DATA SEGMENT:
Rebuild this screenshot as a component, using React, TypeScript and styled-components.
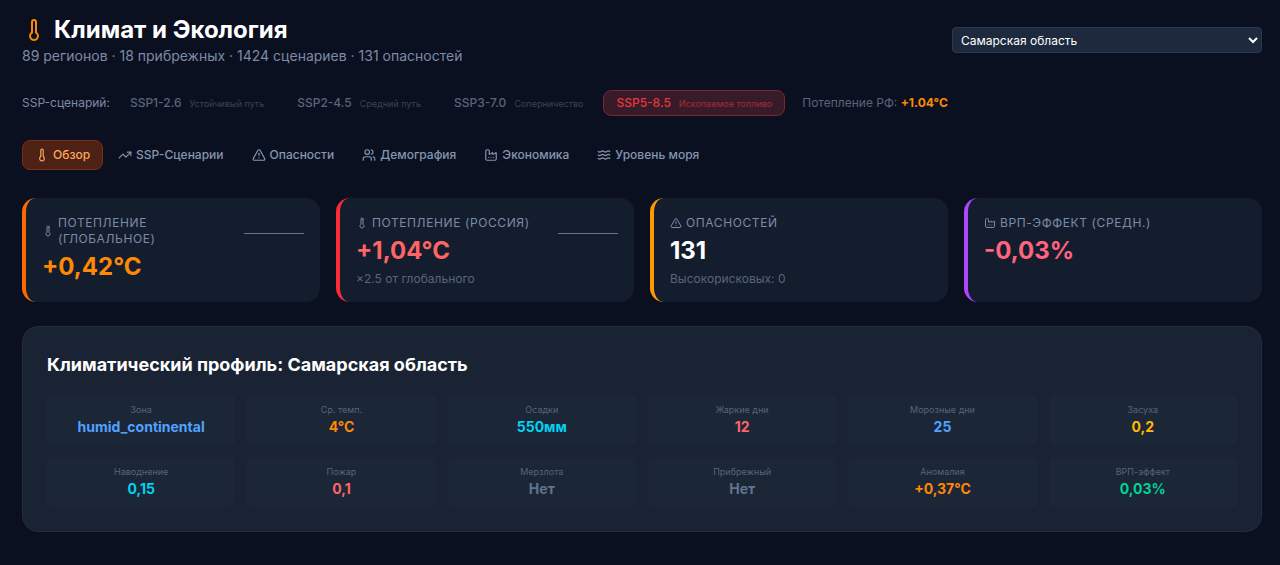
import React, { useState } from 'react';
import styled, { createGlobalStyle } from 'styled-components';
import { Thermometer, TrendingUp, TriangleAlert, Users, Factory, Waves, type LucideIcon } from 'lucide-react';

const GlobalStyle = createGlobalStyle`
  *, *::before, *::after { box-sizing: border-box; }
  body { margin: 0; background: #0b1020; }
  body, button, select { font-family: Inter, "Liberation Sans", sans-serif; }
  h1, h2, p, dl, dt, dd { margin: 0; }
`;

const Page = styled.main`
  min-height: 100vh;
  padding: 14px 18px 32px 22px;
  display: flex;
  flex-direction: column;
  gap: 24px;
  color: #ffffff;
`;

const Header = styled.header`
  display: flex;
  align-items: center;
  justify-content: space-between;
`;

const Title = styled.h1`
  display: flex;
  align-items: center;
  gap: 8px;
  font-size: 24px;
  line-height: 32px;
  font-weight: 700;
  svg { color: #ff8904; }
`;

const Subtitle = styled.p`
  color: #7c8ba5;
  font-size: 14px;
  line-height: 20px;
`;

const RegionSelect = styled.select`
  width: 310px;
  height: 26px;
  padding: 0 4px;
  border: 1px solid #2b394d;
  border-radius: 4px;
  background: #1d293d;
  color: #ffffff;
  color-scheme: dark;
  font-size: 12px;
`;

const ScenarioBar = styled.section`
  display: flex;
  align-items: center;
  gap: 7px;
  font-size: 12px;
  line-height: 16px;
`;

const ScenarioLabel = styled.span`
  color: #7c8ba5;
`;

const ScenarioButton = styled.button<{ $active: boolean }>`
  display: flex;
  align-items: baseline;
  gap: 8px;
  height: 26px;
  padding: 4px 12px;
  border: 1px solid ${p => (p.$active ? '#7b2434' : 'transparent')};
  border-radius: 8px;
  background: ${p => (p.$active ? '#381b28' : 'transparent')};
  color: ${p => (p.$active ? '#e7373e' : '#57657b')};
  font-size: 12px;
  line-height: 16px;
  font-weight: 500;
  cursor: pointer;
  small {
    font-size: 9px;
    font-weight: 400;
    opacity: 0.6;
  }
`;

const Warming = styled.span`
  margin-left: 10px;
  color: #57657b;
  strong { color: #ff8904; }
`;

const Tabs = styled.nav`
  display: flex;
  gap: 2px;
  margin-bottom: 4px;
`;

const Tab = styled.button<{ $active: boolean }>`
  display: flex;
  align-items: center;
  gap: 4px;
  height: 30px;
  padding: 0 12px;
  border: 1px solid ${p => (p.$active ? '#7a300f' : 'transparent')};
  border-radius: 8px;
  background: ${p => (p.$active ? '#4e2117' : 'transparent')};
  color: ${p => (p.$active ? '#ffa95a' : '#8596b0')};
  font-size: 12px;
  line-height: 16px;
  font-weight: 500;
  cursor: pointer;
`;

const StatGrid = styled.section`
  display: grid;
  grid-template-columns: repeat(4, 1fr);
  gap: 16px;
`;

const StatCard = styled.article<{ $accent: string }>`
  display: flex;
  align-items: flex-start;
  justify-content: space-between;
  min-height: 104px;
  padding: 17px 16px 14px;
  border-left: 4px solid ${p => p.$accent};
  border-radius: 14px;
  background: #141d2e;
`;

const StatLabel = styled.p`
  display: flex;
  align-items: center;
  gap: 4px;
  color: #7c8ba5;
  font-size: 12px;
  line-height: 16px;
  letter-spacing: 0.05em;
  text-transform: uppercase;
  svg { flex: none; }
`;

const StatValue = styled.p<{ $color: string }>`
  color: ${p => p.$color};
  font-size: 24px;
  line-height: 32px;
  font-weight: 700;
  margin-top: 4px;
`;

const StatNote = styled.p`
  margin-top: 4px;
  color: #57657b;
  font-size: 12px;
  line-height: 16px;
`;

const Sparkline = styled.svg`
  flex: none;
  width: 60px;
  height: 40px;
  stroke: #62748e;
`;

const Panel = styled.section`
  padding: 24px;
  border: 1px solid #212c3c;
  border-radius: 16px;
  background: #1a2333;
`;

const PanelTitle = styled.h2`
  font-size: 18px;
  line-height: 28px;
  font-weight: 700;
`;

const Metrics = styled.dl`
  display: grid;
  grid-template-columns: repeat(6, 1fr);
  gap: 12px;
  margin-top: 16px;
`;

const Metric = styled.div`
  padding: 8px;
  border-radius: 4px;
  background: #1b2637;
  text-align: center;
`;

const MetricLabel = styled.dt`
  color: #57657b;
  font-size: 9px;
  line-height: 14px;
`;

const MetricValue = styled.dd<{ $color: string }>`
  color: ${p => p.$color};
  font-size: 14px;
  line-height: 20px;
  font-weight: 700;
`;

const scenarios = [
  ['SSP1-2.6', 'Устойчивый путь'],
  ['SSP2-4.5', 'Средний путь'],
  ['SSP3-7.0', 'Соперничество'],
  ['SSP5-8.5', 'Ископаемое топливо'],
];

const tabs: [LucideIcon, string][] = [
  [Thermometer, 'Обзор'],
  [TrendingUp, 'SSP-Сценарии'],
  [TriangleAlert, 'Опасности'],
  [Users, 'Демография'],
  [Factory, 'Экономика'],
  [Waves, 'Уровень моря'],
];

interface Stat {
  icon: LucideIcon;
  label: string;
  value: string;
  color: string;
  accent: string;
  note?: string;
  trend?: boolean;
}

const stats: Stat[] = [
  { icon: Thermometer, label: 'Потепление (глобальное)', value: '+0,42°C', color: '#ff8904', accent: '#ff6900', trend: true },
  { icon: Thermometer, label: 'Потепление (Россия)', value: '+1,04°C', color: '#ff6467', accent: '#fb2c36', note: '×2.5 от глобального', trend: true },
  { icon: TriangleAlert, label: 'Опасностей', value: '131', color: '#ffffff', accent: '#fe9a00', note: 'Высокорисковых: 0' },
  { icon: Factory, label: 'ВРП-эффект (средн.)', value: '-0,03%', color: '#ff637e', accent: '#ad46ff' },
];

const metrics = [
  ['Зона', 'humid_continental', '#51a2ff'],
  ['Ср. темп.', '4°C', '#ff8904'],
  ['Осадки', '550мм', '#00d3f2'],
  ['Жаркие дни', '12', '#ff6467'],
  ['Морозные дни', '25', '#51a2ff'],
  ['Засуха', '0,2', '#ffb900'],
  ['Наводнение', '0,15', '#00d3f2'],
  ['Пожар', '0,1', '#ff6467'],
  ['Мерзлота', 'Нет', '#62748e'],
  ['Прибрежный', 'Нет', '#62748e'],
  ['Аномалия', '+0,37°C', '#ff8904'],
  ['ВРП-эффект', '0,03%', '#00d492'],
];

export default function App() {
  const [scenario, setScenario] = useState('SSP5-8.5');
  const [tab, setTab] = useState('Обзор');
  return (
    <>
      <GlobalStyle />
      <Page>
        <Header>
          <div>
            <Title><Thermometer size={24} />Климат и Экология</Title>
            <Subtitle>89 регионов · 18 прибрежных · 1424 сценариев · 131 опасностей</Subtitle>
          </div>
          <RegionSelect aria-label="Регион">
            <option>Самарская область</option>
          </RegionSelect>
        </Header>
        <ScenarioBar>
          <ScenarioLabel>SSP-сценарий:</ScenarioLabel>
          {scenarios.map(([code, name]) => (
            <ScenarioButton key={code} type="button" $active={code === scenario} onClick={() => setScenario(code)}>
              {code}<small>{name}</small>
            </ScenarioButton>
          ))}
          <Warming>Потепление РФ: <strong>+1.04°C</strong></Warming>
        </ScenarioBar>
        <Tabs>
          {tabs.map(([Icon, name]) => (
            <Tab key={name} type="button" $active={name === tab} onClick={() => setTab(name)}>
              <Icon size={14} />{name}
            </Tab>
          ))}
        </Tabs>
        <StatGrid>
          {stats.map(s => (
            <StatCard key={s.label} $accent={s.accent}>
              <div>
                <StatLabel><s.icon size={12} />{s.label}</StatLabel>
                <StatValue $color={s.color}>{s.value}</StatValue>
                {s.note && <StatNote>{s.note}</StatNote>}
              </div>
              {s.trend && (
                <Sparkline viewBox="0 0 60 40" aria-hidden="true"><path d="M0 18.5H60" /></Sparkline>
              )}
            </StatCard>
          ))}
        </StatGrid>
        <Panel>
          <PanelTitle>Климатический профиль: Самарская область</PanelTitle>
          <Metrics>
            {metrics.map(([label, value, color]) => (
              <Metric key={label}>
                <MetricLabel>{label}</MetricLabel>
                <MetricValue $color={color}>{value}</MetricValue>
              </Metric>
            ))}
          </Metrics>
        </Panel>
      </Page>
    </>
  );
}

YOUR TASK:
What is the number of lines above that contain "components"? Answer with that number only.

SOLUTION FOR THIS PROBLEM:
2